Az önce konulardan birine yazdığım mesajı tekrar okurken bir şeyler belirdi kafamda. O konuya tekrar dâhil olmak istemedim (üyeye yüklenmemek ve konunun amacından sapmaması açısından) fakat varlığımızı neden bir birey olarak değil de başkalarıyla yücelttiğimiz konusunda eksik şeyler söylediğimin farkına vardım.
Genel olarak baba ile ilişkileri sorunlu bir toplumuz. Anneyle olan ilişkinin de çok sağlıklı olduğu söylenemez fakat baba konusu tam bir facia. Özellikle hayalet baba tipinde bir babaya sahip kişiler özsaygı ve özgüven geliştiremiyor.
Nedir hayalet baba? Varlığı ile yokluğu bir olan baba. Ya eve gelmez ya da gelse dahi sadece fiziksel varlığı oradadır.

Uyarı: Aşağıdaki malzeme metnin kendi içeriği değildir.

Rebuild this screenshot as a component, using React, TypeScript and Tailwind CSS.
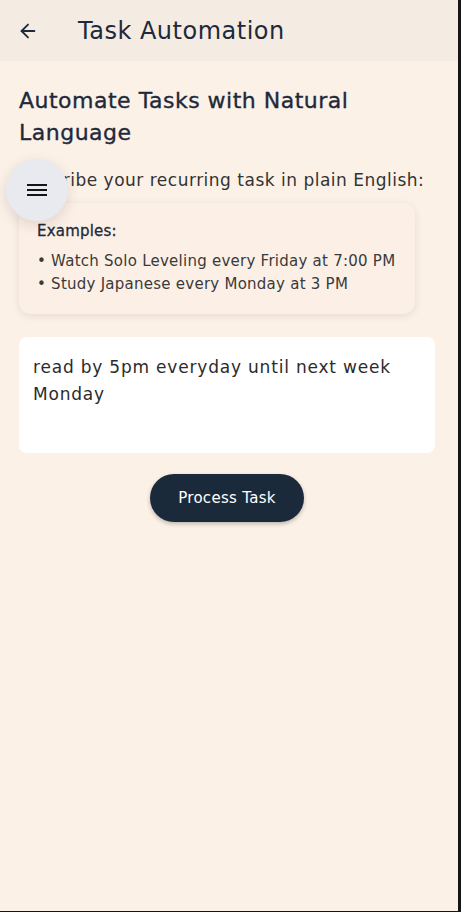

Tabiri caizse ha köşe kırlenti ha bu baba bir farkı yoktur. Devamında çocuk babadan alması gereken onay, takdir edilme gibi ihtiyaçlarını alamadığı için özgüven geliştiremez. Baba aslında kendini soyutlarken çocuğun varlığını yok sayıyordur. Yine babadan alması gereken sevgi ihtiyacını alamadığı için ileriki yaşlarda(bu noktada özellikle kadınlar) partnerlerinden almaya çalışır. Halbuki partnerimiz babamız olamaz. Partner kişiyi sevgiye boğsa dahi kişi için yeterli gelmeyecektir. Bu durum yapboz parçasını ısrarla uygun olmayan yere yerleştirmeye benzer. Kişi istediği sevgi doyumuna ulaşamadıkça partnerine saldırmaya başlar. Devamında da ilişkide bozulma meydana gelir. Bu yine iyi bir senaryo. Çoğu zaman partner bu doyumsuz sevgiyi karşılamak için çaba harcamaz bile.
Bir diğer nokta ise bağımlılık geliştirmektir. Kişi peşine düştüğü sevgiyi kazanabilmek için partnerine sıkı sıkıya bağlanır. Onay görebilmek ve terk edilmemek adına kendinden ödün verir.
Benzer örüntüler diğer baba veya anne tipleri için de oluşturulabilir.
Öğrenmeye ilk başladığımız yer ailedir. Hayatın kurallarını ailede öğrenir ve yetişkinlik döneminde pratiğe dökeriz. Dolayısıyla kuracağımız bütün ilişkilerde ailemizden izler taşıyacağız. Doğru kişiyi aramadan veya hayatımızdaki insanları bizim için doğru kişiler haline getirmeye çalışmadan önce "doğru kişi"olabilmeyi öğrenmek gerekiyor. Bizim kendimize veremediklerimizi başkaları bize veremez. Ben önce kendimle alakalı sorunlarımı çözeceğim; kendimi anlamlandıracağım daha sonra başkalarını dahil ederek anlamı zenginleştireceğim.